Comment by prmph
2 days ago
But your work may contribute to a product that helps a doctor, nurse or teacher do their job.
Even if it does not directly do that, maybe your fellow workers use the income they get from the company existence to raise their kid who becomes a doctor, nurse, etc.
This does not solve the problem that people are compensated based on the ability to create profit and the trendiness of the industry, not on usefulness. If I allow a kid of someone in my company to go to med school and then they drop out of being a doctor because the pay sucks and become yet another financier/dev/consultant/middle manager/entrepreneur of fairly useless business, then the system still failed.
Yes, I understand where you are coming from, and public workers should definitely be paid better, but I'm just focusing on one part of your argument which I find specious.
I'm saying you have a skewed idea of usefulness. Relative usefulness can only be properly evaluated when you look at the big picture.
The fact that you are not seeing the immediate usefulness of what you are doing does not necessarily mean much. Even a comedian can be incredibly useful if he helps stave of mental and emotional distress that could contribute to burn out or shoddy work among those doing the supposedly more "useful" work.
I don't have a skewed idea of usefulness, you are just trying to justify your loyalty to a system that will fuck any logical priorties over for profit in order to cope with our current reality. I'm coping by having a job that is not very useful but makes profit, but I am not fooling myself to believe this system is virtuous.
And yes I would say an artist or comedian is far, far more useful than a middle manager at a company managing devs fixing minor bugs on a website for a superfluous business. Back to my original point, I would probably give more to society as an artist than a dev. Some people would bring more to society as a dev than an artist, mind. In a world where we got paid just to be actually useful, there would be less devs and they'd all be better at their jobs.

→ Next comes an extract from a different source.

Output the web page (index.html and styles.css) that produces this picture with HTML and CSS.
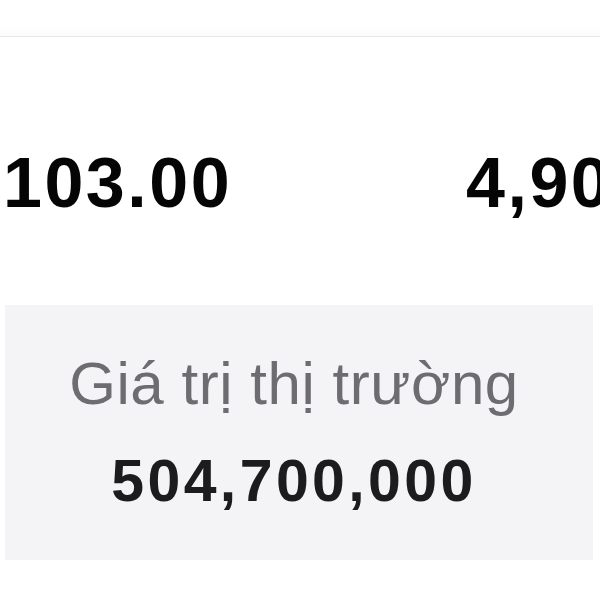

I think it can be subdivided into value creators and value movers.
A comedian, doctor, farmer, or teacher creates value. They directly produce something that benefits other humans.
The financial sector, marketing, sales, real-estate conglomerates, etc I see as value movers. They don't actually create something themselves, but rather move it from someplace else to themselves, thereby forcing others to play the same game not to get outcompeted. It's pretty hard to argue marketing or hedge funds aren't a zero-sum game.